* **Supplied records**:
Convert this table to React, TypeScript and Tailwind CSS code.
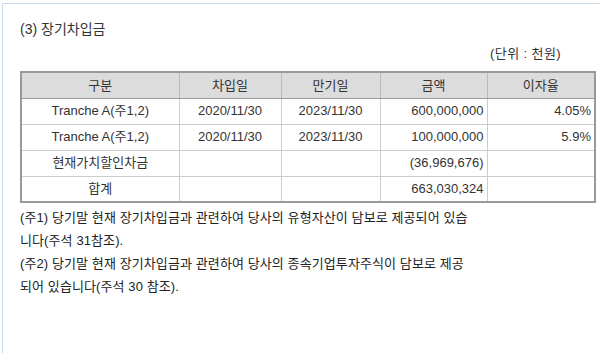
const rows = [
  { name: "Tranche A(주1,2)", start: "2020/11/30", end: "2023/11/30", amount: "600,000,000", rate: "4.05%" },
  { name: "Tranche A(주1,2)", start: "2020/11/30", end: "2023/11/30", amount: "100,000,000", rate: "5.9%" },
  { name: "현재가치할인차금", start: "", end: "", amount: "(36,969,676)", rate: "" },
  { name: "합계", start: "", end: "", amount: "663,030,324", rate: "" },
];

const font = { fontFamily: '"Liberation Sans", "Noto Sans CJK KR", sans-serif' };

const App = () => {
  return (
    <div className="w-[600px] h-[353px] overflow-hidden bg-white" style={font}>
      <div className="ml-[2px] mt-[3px] h-full border-l border-t border-[#c9d8ee] pl-[17px] pr-[6px] text-[#333]">
        <div className="pt-[15px] text-[14px] leading-[20px]">(3) 장기차입금</div>
        <div className="mt-[5px] pr-[33px] text-right text-[13px] leading-[20px] tracking-[0.4px]">(단위 : 천원)</div>
        <table className="mt-[7px] w-[574px] border-collapse border-2 border-[#999] text-[13px] table-fixed">
          <colgroup>
            <col className="w-[158px]" />
            <col className="w-[102px]" />
            <col className="w-[99px]" />
            <col className="w-[107px]" />
            <col className="w-[108px]" />
          </colgroup>
          <thead>
            <tr className="h-[26px] bg-[#dcdcdc]">
              {["구분", "차입일", "만기일", "금액", "이자율"].map((h) => (
                <th key={h} className="border border-[#bbb] border-b-[#999] font-normal">
                  {h}
                </th>
              ))}
            </tr>
          </thead>
          <tbody>
            {rows.map((r, i) => (
              <tr key={i} className="h-[26px]">
                <td className="border border-[#ccc] text-center">{r.name}</td>
                <td className="border border-[#ccc] text-center">{r.start}</td>
                <td className="border border-[#ccc] text-center">{r.end}</td>
                <td className="border border-[#ccc] text-right pr-[3px]">{r.amount}</td>
                <td className="border border-[#ccc] text-right pr-[3px]">{r.rate}</td>
              </tr>
            ))}
          </tbody>
        </table>
        <div className="mt-[3px] text-[13px] leading-[23px] tracking-[0.1px] text-[#222]">
          <div>(주1) 당기말 현재 장기차입금과 관련하여 당사의 유형자산이 담보로 제공되어 있습</div>
          <div>니다(주석 31참조).</div>
          <div>(주2) 당기말 현재 장기차입금과 관련하여 당사의 종속기업투자주식이 담보로 제공</div>
          <div>되어 있습니다(주석 30 참조).</div>
        </div>
        <div className="mt-[52px] text-[14px] leading-[20px]">(4) 전환사채</div>
      </div>
    </div>
  );
};

export default App;
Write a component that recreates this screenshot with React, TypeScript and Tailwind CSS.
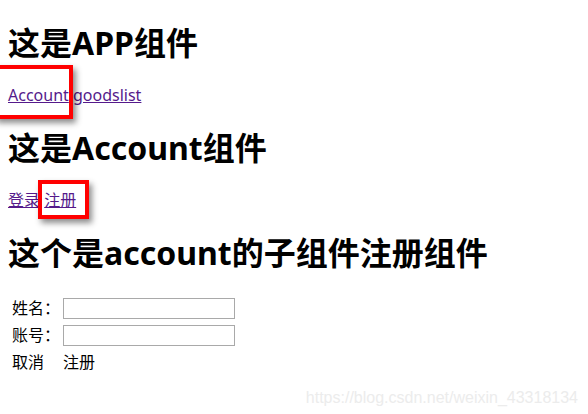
const font = "font-['Noto_Sans','Noto_Sans_CJK_SC',sans-serif]"

function Marker({ className }: { className: string }) {
  return (
    <div
      className={`pointer-events-none absolute border-[4px] border-[#ff0000] shadow-[3px_4px_6px_rgba(0,0,0,0.45)] ${className}`}
    />
  )
}

export default function App() {
  return (
    <div className={`relative min-h-[414px] overflow-hidden bg-white px-2 pt-[22px] text-black ${font}`}>
      <h1 className="text-[32px] font-bold leading-[42px]">这是APP组件</h1>
      <div className="mt-[21px] text-[16px] leading-[21px]">
        <a href="#account" className="text-[#551a8b] underline">Account</a>{' '}
        <a href="#goodslist" className="text-[#551a8b] underline">goodslist</a>
      </div>

      <h1 className="mt-[21px] text-[32px] font-bold leading-[42px]">这是Account组件</h1>
      <div className="mt-[21px] text-[16px] leading-[21px]">
        <a href="#login" className="text-[#551a8b] underline">登录</a>{' '}
        <a href="#register" className="text-[#551a8b] underline">注册</a>
      </div>

      <h1 className="mt-[21px] text-[32px] font-bold leading-[42px]">这个是account的子组件注册组件</h1>

      <div className="mt-[24px] grid grid-cols-[51px_auto] gap-y-[6px] pl-[4px] text-[16px] leading-[21px]">
        <label className="h-[21px]">姓名：</label>
        <input className="h-[21px] w-[172px] border border-[#a9a9a9] px-1 text-[13px] outline-none" />
        <label className="h-[21px]">账号：</label>
        <input className="h-[21px] w-[172px] border border-[#a9a9a9] px-1 text-[13px] outline-none" />
        <span>取消</span>
        <span>注册</span>
      </div>

      <Marker className="left-[-6px] top-[65px] h-[54px] w-[79px]" />
      <Marker className="left-[38px] top-[180px] h-[39px] w-[51px]" />

      <div className="pointer-events-none absolute right-[10px] top-[386px] font-['Liberation_Sans',sans-serif] text-[16px] text-[#ececec]">
        https://blog.csdn.net/weixin_43318134
      </div>
    </div>
  )
}
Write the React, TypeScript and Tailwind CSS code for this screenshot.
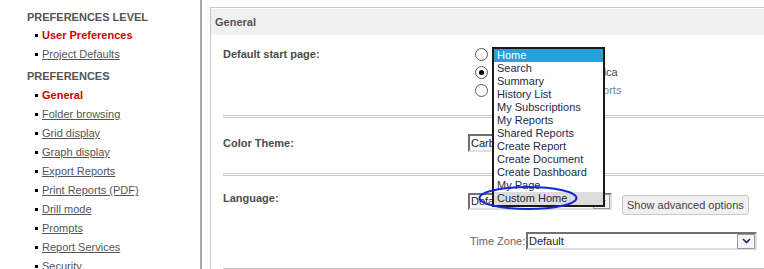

* **Written task**:
Omit every picture while copying the listing above exactly.

* **Exercise solution**:
Convert this table to React, TypeScript and Tailwind CSS code.
const rows = [
  { name: "Tranche A(주1,2)", start: "2020/11/30", end: "2023/11/30", amount: "600,000,000", rate: "4.05%" },
  { name: "Tranche A(주1,2)", start: "2020/11/30", end: "2023/11/30", amount: "100,000,000", rate: "5.9%" },
  { name: "현재가치할인차금", start: "", end: "", amount: "(36,969,676)", rate: "" },
  { name: "합계", start: "", end: "", amount: "663,030,324", rate: "" },
];

const font = { fontFamily: '"Liberation Sans", "Noto Sans CJK KR", sans-serif' };

const App = () => {
  return (
    <div className="w-[600px] h-[353px] overflow-hidden bg-white" style={font}>
      <div className="ml-[2px] mt-[3px] h-full border-l border-t border-[#c9d8ee] pl-[17px] pr-[6px] text-[#333]">
        <div className="pt-[15px] text-[14px] leading-[20px]">(3) 장기차입금</div>
        <div className="mt-[5px] pr-[33px] text-right text-[13px] leading-[20px] tracking-[0.4px]">(단위 : 천원)</div>
        <table className="mt-[7px] w-[574px] border-collapse border-2 border-[#999] text-[13px] table-fixed">
          <colgroup>
            <col className="w-[158px]" />
            <col className="w-[102px]" />
            <col className="w-[99px]" />
            <col className="w-[107px]" />
            <col className="w-[108px]" />
          </colgroup>
          <thead>
            <tr className="h-[26px] bg-[#dcdcdc]">
              {["구분", "차입일", "만기일", "금액", "이자율"].map((h) => (
                <th key={h} className="border border-[#bbb] border-b-[#999] font-normal">
                  {h}
                </th>
              ))}
            </tr>
          </thead>
          <tbody>
            {rows.map((r, i) => (
              <tr key={i} className="h-[26px]">
                <td className="border border-[#ccc] text-center">{r.name}</td>
                <td className="border border-[#ccc] text-center">{r.start}</td>
                <td className="border border-[#ccc] text-center">{r.end}</td>
                <td className="border border-[#ccc] text-right pr-[3px]">{r.amount}</td>
                <td className="border border-[#ccc] text-right pr-[3px]">{r.rate}</td>
              </tr>
            ))}
          </tbody>
        </table>
        <div className="mt-[3px] text-[13px] leading-[23px] tracking-[0.1px] text-[#222]">
          <div>(주1) 당기말 현재 장기차입금과 관련하여 당사의 유형자산이 담보로 제공되어 있습</div>
          <div>니다(주석 31참조).</div>
          <div>(주2) 당기말 현재 장기차입금과 관련하여 당사의 종속기업투자주식이 담보로 제공</div>
          <div>되어 있습니다(주석 30 참조).</div>
        </div>
        <div className="mt-[52px] text-[14px] leading-[20px]">(4) 전환사채</div>
      </div>
    </div>
  );
};

export default App;
Write a component that recreates this screenshot with React, TypeScript and Tailwind CSS.
const font = "font-['Noto_Sans','Noto_Sans_CJK_SC',sans-serif]"

function Marker({ className }: { className: string }) {
  return (
    <div
      className={`pointer-events-none absolute border-[4px] border-[#ff0000] shadow-[3px_4px_6px_rgba(0,0,0,0.45)] ${className}`}
    />
  )
}

export default function App() {
  return (
    <div className={`relative min-h-[414px] overflow-hidden bg-white px-2 pt-[22px] text-black ${font}`}>
      <h1 className="text-[32px] font-bold leading-[42px]">这是APP组件</h1>
      <div className="mt-[21px] text-[16px] leading-[21px]">
        <a href="#account" className="text-[#551a8b] underline">Account</a>{' '}
        <a href="#goodslist" className="text-[#551a8b] underline">goodslist</a>
      </div>

      <h1 className="mt-[21px] text-[32px] font-bold leading-[42px]">这是Account组件</h1>
      <div className="mt-[21px] text-[16px] leading-[21px]">
        <a href="#login" className="text-[#551a8b] underline">登录</a>{' '}
        <a href="#register" className="text-[#551a8b] underline">注册</a>
      </div>

      <h1 className="mt-[21px] text-[32px] font-bold leading-[42px]">这个是account的子组件注册组件</h1>

      <div className="mt-[24px] grid grid-cols-[51px_auto] gap-y-[6px] pl-[4px] text-[16px] leading-[21px]">
        <label className="h-[21px]">姓名：</label>
        <input className="h-[21px] w-[172px] border border-[#a9a9a9] px-1 text-[13px] outline-none" />
        <label className="h-[21px]">账号：</label>
        <input className="h-[21px] w-[172px] border border-[#a9a9a9] px-1 text-[13px] outline-none" />
        <span>取消</span>
        <span>注册</span>
      </div>

      <Marker className="left-[-6px] top-[65px] h-[54px] w-[79px]" />
      <Marker className="left-[38px] top-[180px] h-[39px] w-[51px]" />

      <div className="pointer-events-none absolute right-[10px] top-[386px] font-['Liberation_Sans',sans-serif] text-[16px] text-[#ececec]">
        https://blog.csdn.net/weixin_43318134
      </div>
    </div>
  )
}
Write the React, TypeScript and Tailwind CSS code for this screenshot.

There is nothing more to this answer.